As a side note, my first attempt at this was awful.  As I sipped trying to like it I started to think through why I wasn’t enjoying it.  Finally, it dawned on me.  I went back down to the Twilight Lounge and confirmed my suspicion.  I had made my first attempt with dry vermouth rather than sweet.  Ugh!  No wonder I didn’t like it!

After the having the original, I’ve spent the last several days toying with my variant on this theme.  It was natural to use Cherry Heering, although my later research uncovered multiple versions that used Heering as the cherry brandy.  This does not work for me.  The Cherry Heering and sweet vermouth are just too sweet and overpower the scotch when used in the traditional equal parts scotch, brandy, vermouth and orange juice proportions.  As I noodled around with this, I came to realize that Cherry Heering would substitute for both the sweet vermouth and cherry brandy.  Thus, the triangular perfection of the Blood and Sand story is lost.  But its still a damn good cocktail, so here it is.

  Bloody Sand Trap

  • 1-1/2 oz scotch
  • 1/4 oz Cheery Heering
  • 1 oz orange juice
  • 1 dash Peychaud’s bitters

Combine all the ingredients in a shaker and shake, shake, shake.  Strain into a chilled coupe and garnish with a flamed orange peel.
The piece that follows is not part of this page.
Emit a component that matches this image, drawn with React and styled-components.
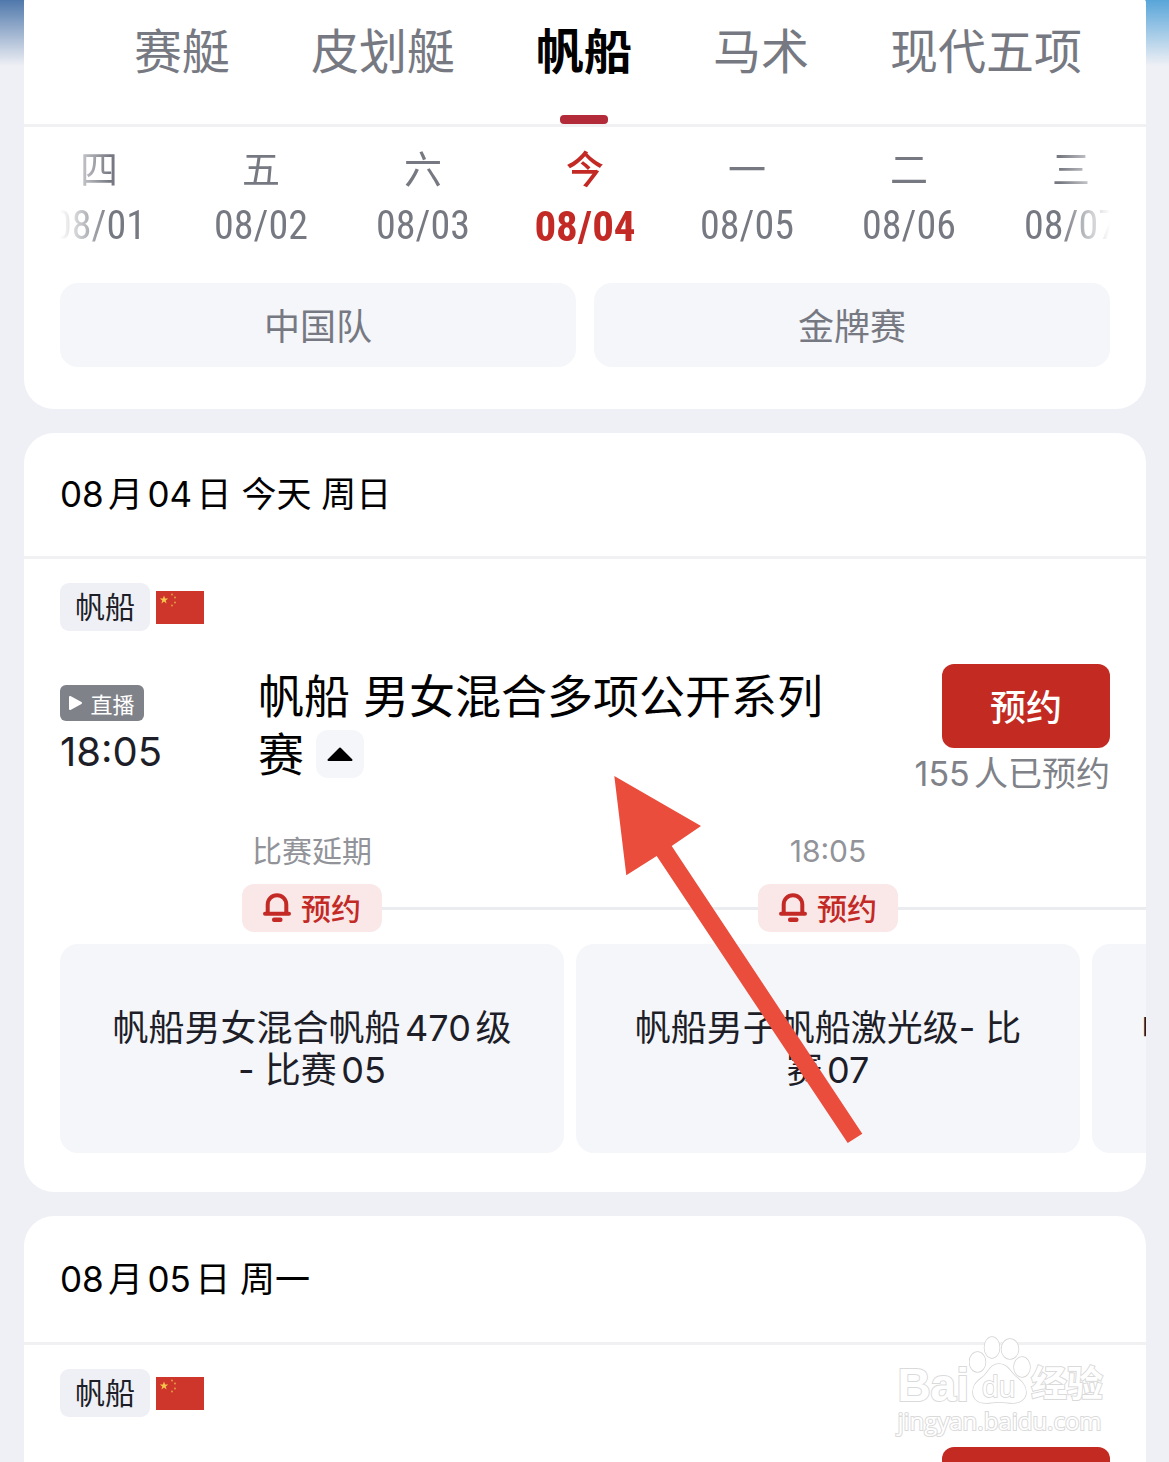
import React from 'react';
import styled, { createGlobalStyle, css } from 'styled-components';

const sports = ['赛艇', '皮划艇', '帆船', '马术', '现代五项'];

const days = [
  { week: '四', date: '08/01' },
  { week: '五', date: '08/02' },
  { week: '六', date: '08/03' },
  { week: '今', date: '08/04' },
  { week: '一', date: '08/05' },
  { week: '二', date: '08/06' },
  { week: '三', date: '08/07' },
];

const filters = ['中国队', '金牌赛'];

const schedule = [
  {
    heading: '08月04日 今天 周日',
    today: true,
    sport: '帆船',
    time: '18:05',
    title: '帆船 男女混合多项公开系列赛',
    booked: '155人已预约',
    races: [
      { status: '比赛延期', name: '帆船男女混合帆船470级\n- 比赛05' },
      { status: '18:05', name: '帆船男子帆船激光级- 比\n赛07' },
      { status: '18:15', name: '帆船男女混合帆船 470级\n- 比赛06' },
    ],
  },
  {
    heading: '08月05日 周一',
    sport: '帆船',
    time: '18:05',
    title: '帆船 男子帆船激光级',
    booked: '98人已预约',
    races: [],
  },
];

const Flag = () => (
  <svg width="48" height="33" viewBox="0 0 48 33" role="img" aria-label="中国">
    <rect width="48" height="33" fill="#ce362c" />
    <path
      d="M8 4.500l1.100 3h3.100l-2.500 1.900.9 3-2.600-1.800-2.600 1.800.9-3L3.800 7.500h3.100z"
      fill="#f3c64b"
    />
    <circle cx="16" cy="3.500" r="1" fill="#e39a40" />
    <circle cx="19" cy="6.500" r="1" fill="#e39a40" />
    <circle cx="19" cy="11.500" r="1" fill="#e39a40" />
    <circle cx="16" cy="14.500" r="1" fill="#e39a40" />
  </svg>
);

const Bell = () => (
  <svg width="28" height="30" viewBox="0 0 28 30" aria-hidden="true">
    <path
      d="M4.700 21V12.500a9.300 9.300 0 0 1 18.600 0V21"
      fill="none"
      stroke="#c32a25"
      strokeWidth="4"
    />
    <path
      d="M2 21.700h24"
      stroke="#c32a25"
      strokeWidth="4"
      strokeLinecap="round"
    />
    <rect x="9" y="25.500" width="10.500" height="4.500" rx="2" fill="#c32a25" />
  </svg>
);

const Event = ({ item }) => {
  const [open, setOpen] = React.useState(true);
  return (
    <Card>
      <CardHeading $today={item.today}>{item.heading}</CardHeading>
      <Tags>
        <Chip>{item.sport}</Chip>
        <Flag />
      </Tags>
      <EventRow>
        <TimeColumn>
          <Live>
            <svg width="13" height="16" viewBox="0 0 13 16" aria-hidden="true">
              <path
                d="M1 2v12l11-6z"
                fill="#fff"
                stroke="#fff"
                strokeWidth="2"
                strokeLinejoin="round"
              />
            </svg>
            直播
          </Live>
          <Time>{item.time}</Time>
        </TimeColumn>
        <Title>
          {item.title}
          {item.races.length > 0 && (
            <Toggle
              type="button"
              aria-label="展开"
              aria-expanded={open}
              onClick={() => setOpen(!open)}
            >
              <svg width="28" height="16" viewBox="0 0 28 16">
                <path
                  d="M14 2.500L25.500 14h-23z"
                  stroke="#000"
                  strokeWidth="2"
                  strokeLinejoin="round"
                />
              </svg>
            </Toggle>
          )}
        </Title>
        <BookColumn>
          <BookButton type="button">预约</BookButton>
          <Booked>{item.booked}</Booked>
        </BookColumn>
      </EventRow>
      {open && item.races.length > 0 && (
        <Races>
          {item.races.map((race, index) => (
            <Race key={index}>
              <Status>{race.status}</Status>
              <PillRow $first={index === 0}>
                <Pill type="button">
                  <Bell />
                  预约
                </Pill>
              </PillRow>
              <RaceName>{race.name}</RaceName>
            </Race>
          ))}
        </Races>
      )}
    </Card>
  );
};

const Watermark = () => (
  <Mark>
    <MarkTop>
      <MarkLatin>Bai</MarkLatin>
      <svg width="62" height="68" viewBox="0 0 62 68" aria-hidden="true">
        <g fill="#fff" stroke="#d4d4d4" strokeWidth="1.500">
          <ellipse cx="8.500" cy="26" rx="8" ry="10" />
          <ellipse cx="23" cy="11.500" rx="7.500" ry="10.500" />
          <ellipse cx="41" cy="13" rx="8.500" ry="10" />
          <ellipse cx="53" cy="31" rx="8" ry="10" />
          <path d="M30 28c-8 0-10 7-15 12-6 5-11 8-11 16s6 11 13 11c5 0 8-1 13-1s9 1 14 1c7 0 13-4 13-11s-5-11-11-16c-5-5-8-12-16-12z" />
          <text
            x="13"
            y="61"
            fontFamily="Liberation Sans, sans-serif"
            fontSize="30"
            strokeWidth="1.500"
          >
            du
          </text>
        </g>
      </svg>
      <MarkHan>经验</MarkHan>
    </MarkTop>
    <MarkUrl>jingyan.baidu.com</MarkUrl>
  </Mark>
);

const App = () => {
  const [sport, setSport] = React.useState('帆船');
  const [day, setDay] = React.useState('08/04');
  return (
    <Page>
      <GlobalStyle />
      <TopCard>
        <Tabs>
          {sports.map((name) => (
            <Tab
              key={name}
              type="button"
              $active={name === sport}
              onClick={() => setSport(name)}
            >
              {name}
            </Tab>
          ))}
        </Tabs>
        <DayStrip>
          {days.map(({ week, date }) => (
            <Day
              key={date}
              type="button"
              $active={date === day}
              onClick={() => setDay(date)}
            >
              <Week $active={date === day}>{week}</Week>
              <DateText $active={date === day}>{date}</DateText>
            </Day>
          ))}
        </DayStrip>
        <Filters>
          {filters.map((name) => (
            <Filter key={name} type="button">
              {name}
            </Filter>
          ))}
        </Filters>
      </TopCard>
      {schedule.map((item) => (
        <Event key={item.heading} item={item} />
      ))}

      <Arrow width="250" height="370" viewBox="0 0 250 370" aria-hidden="true">
        <path
          d="M0.300 0L87 50 57.700 70 248.300 357.700 233.700 367 42.700 80 12.300 99.300z"
          fill="#ea4d3c"
        />
      </Arrow>
      <Watermark />
    </Page>
  );
};

export default App;

/* 390 keeps Inter close to regular while the Han glyphs use the DemiLight cut */
const GlobalStyle = createGlobalStyle`
  * {
    box-sizing: border-box;
  }

  body {
    margin: 0;
    background: #eff0f5;
    font-family: Inter, 'Noto Sans CJK SC', sans-serif;
    font-weight: 390;
    text-autospace: normal;
  }

  button {
    padding: 0;
    border: 0;
    background: none;
    font: inherit;
    color: inherit;
    cursor: pointer;
  }
`;

const Page = styled.main`
  position: relative;
  height: 100vh;
  padding: 0 23px 0 24px;
  overflow: hidden;
  display: flex;
  flex-direction: column;
  gap: 24px;
  background:
    linear-gradient(#4f78ab, #eff0f5) left top / 24px 66px no-repeat,
    linear-gradient(#58a5d9, #eff0f5) right top / 24px 66px no-repeat,
    #eff0f5;
`;

const Card = styled.section`
  flex-shrink: 0;
  border-radius: 30px;
  overflow: hidden;
  background: #fff;
`;

const TopCard = styled(Card)`
  padding-bottom: 42px;
  border-radius: 2px 2px 30px 30px;
`;

const Tabs = styled.nav`
  height: 127px;
  padding-left: 110px;
  display: flex;
  gap: 81px;
  border-bottom: 3px solid #f1f1f3;
`;

const Tab = styled.button`
  position: relative;
  padding-bottom: 20px;
  font-size: 48px;
  line-height: 1;
  white-space: nowrap;
  color: #777982;

  ${({ $active }) =>
    $active &&
    css`
      font-weight: 700;
      color: #000;

      &::after {
        content: '';
        position: absolute;
        left: 50%;
        bottom: 0;
        width: 48px;
        height: 9px;
        margin-left: -24px;
        border-radius: 4px;
        background: #b32a38;
      }
    `}
`;

const DayStrip = styled.div`
  height: 156px;
  margin: 0 36px;
  overflow: hidden;
  display: flex;
  justify-content: center;
  mask-image: linear-gradient(
    to right,
    transparent,
    #000 50px,
    #000 calc(100% - 50px),
    transparent
  );
`;

const Day = styled.button`
  flex: 0 0 162px;
  padding: 18px 0 32px;
  display: flex;
  flex-direction: column;
  align-items: center;
  justify-content: space-between;
  color: ${({ $active }) => ($active ? '#c32a25' : '#777982')};
`;

const Week = styled.span`
  font-size: 38px;
  font-weight: ${({ $active }) => ($active ? 500 : 390)};
  line-height: 48px;
`;

const DateText = styled.span`
  font-family: 'Roboto Condensed', 'Liberation Sans Narrow', sans-serif;
  font-size: ${({ $active }) => ($active ? 43 : 40)}px;
  font-weight: ${({ $active }) => ($active ? 700 : 400)};
  line-height: 50px;
`;

const Filters = styled.div`
  padding: 0 36px;
  display: flex;
  gap: 18px;
`;

const Filter = styled.button`
  flex: 1;
  height: 84px;
  padding-bottom: 2px;
  border-radius: 18px;
  background: #f5f6fa;
  font-size: 36px;
  color: #777982;
`;

const CardHeading = styled.h2`
  margin: 0;
  padding: 0 36px 6px;
  height: ${({ $today }) => ($today ? 126 : 129)}px;
  border-bottom: 3px solid #f1f1f3;
  display: flex;
  align-items: center;
  font-size: 35px;
  font-weight: inherit;
  color: #000;
`;

const Tags = styled.div`
  padding: 24px 36px 30px;
  display: flex;
  align-items: center;
  gap: 6px;
`;

const Chip = styled.span`
  padding: 0 15px;
  border-radius: 9px;
  background: #eff0f5;
  font-size: 30px;
  line-height: 48px;
  color: #1d1e28;
`;

const EventRow = styled.div`
  padding: 0 36px;
  display: flex;
  align-items: center;
`;

const TimeColumn = styled.div`
  flex: 0 0 198px;
`;

const Live = styled.span`
  width: 84px;
  height: 36px;
  border-radius: 6px;
  display: flex;
  align-items: center;
  justify-content: center;
  gap: 8px;
  background: #808289;
  font-size: 22px;
  color: #fff;
`;

const Time = styled.div`
  margin-top: 6px;
  font-size: 40px;
  line-height: 50px;
  color: #1d1e28;
`;

const Title = styled.h3`
  flex: 1;
  margin: 0;
  padding: 6px 80px 18px 0;
  font-size: 46px;
  font-weight: inherit;
  line-height: 58px;
  color: #000;
`;

const Toggle = styled.button`
  width: 48px;
  height: 48px;
  margin: 5px 0 5px 12px;
  border-radius: 12px;
  display: inline-flex;
  align-items: center;
  justify-content: center;
  vertical-align: top;
  background: #f5f6fa;
`;

const BookColumn = styled.div`
  display: flex;
  flex-direction: column;
  align-items: flex-end;
`;

const BookButton = styled.button`
  width: 168px;
  height: 84px;
  padding-bottom: 2px;
  border-radius: 12px;
  background: #c32a22;
  font-size: 36px;
  font-weight: 500;
  color: #fff;
`;

const Booked = styled.span`
  padding-top: 2px;
  font-size: 34px;
  line-height: 48px;
  color: #808289;
`;

const Races = styled.div`
  padding: 29px 36px 39px;
  display: flex;
  gap: 12px;
`;

const Race = styled.div`
  flex: 0 0 504px;
  text-align: center;
`;

const Status = styled.div`
  font-size: 30px;
  line-height: 42px;
  color: #919399;
`;

const PillRow = styled.div`
  margin: 12px -6px;
  display: flex;
  align-items: center;

  &::before,
  &::after {
    content: '';
    flex: 1;
    height: 3px;
    background: #ebecf0;
  }

  &::before {
    ${({ $first }) => $first && 'background: none;'}
  }
`;

const Pill = styled.button`
  width: 140px;
  height: 48px;
  padding-bottom: 2px;
  border-radius: 12px;
  display: flex;
  align-items: center;
  justify-content: center;
  gap: 10px;
  background: #fae8e9;
  font-size: 30px;
  font-weight: 500;
  color: #c32a25;
`;

const RaceName = styled.div`
  height: 209px;
  border-radius: 18px;
  display: flex;
  align-items: center;
  justify-content: center;
  background: #f5f6fa;
  font-size: 36px;
  line-height: 42px;
  white-space: pre-line;
  color: #1d1e28;
`;

const Arrow = styled.svg`
  position: absolute;
  left: 614px;
  top: 776px;
  pointer-events: none;
`;

const Mark = styled.div`
  position: absolute;
  right: 66px;
  bottom: 24px;
  display: flex;
  flex-direction: column;
  color: #fff;
  -webkit-text-stroke: 2px #dadada;
  paint-order: stroke fill;
  pointer-events: none;
`;

const MarkTop = styled.div`
  display: flex;
  align-items: flex-end;
`;

const MarkLatin = styled.span`
  font-family: 'Liberation Sans', sans-serif;
  font-size: 46px;
  font-weight: 700;
  line-height: 38px;
`;

const MarkHan = styled.span`
  font-size: 36px;
  font-weight: 700;
  line-height: 40px;
`;

const MarkUrl = styled.span`
  font-family: 'Open Sans', sans-serif;
  font-size: 24px;
  font-weight: 400;
  line-height: 34px;
`;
This drink actually comes very close to the original Blood and Sand without the harshness of the kirschwasser.  The scotch and Heering play well together and the orange juice is a nice compliment.  It all came down to getting the proportions correct and the dash of Peychauds helps tie it together.

If you want to enjoy the movie with this one, I suggest the 1990 version of the film starring Sharon Stone.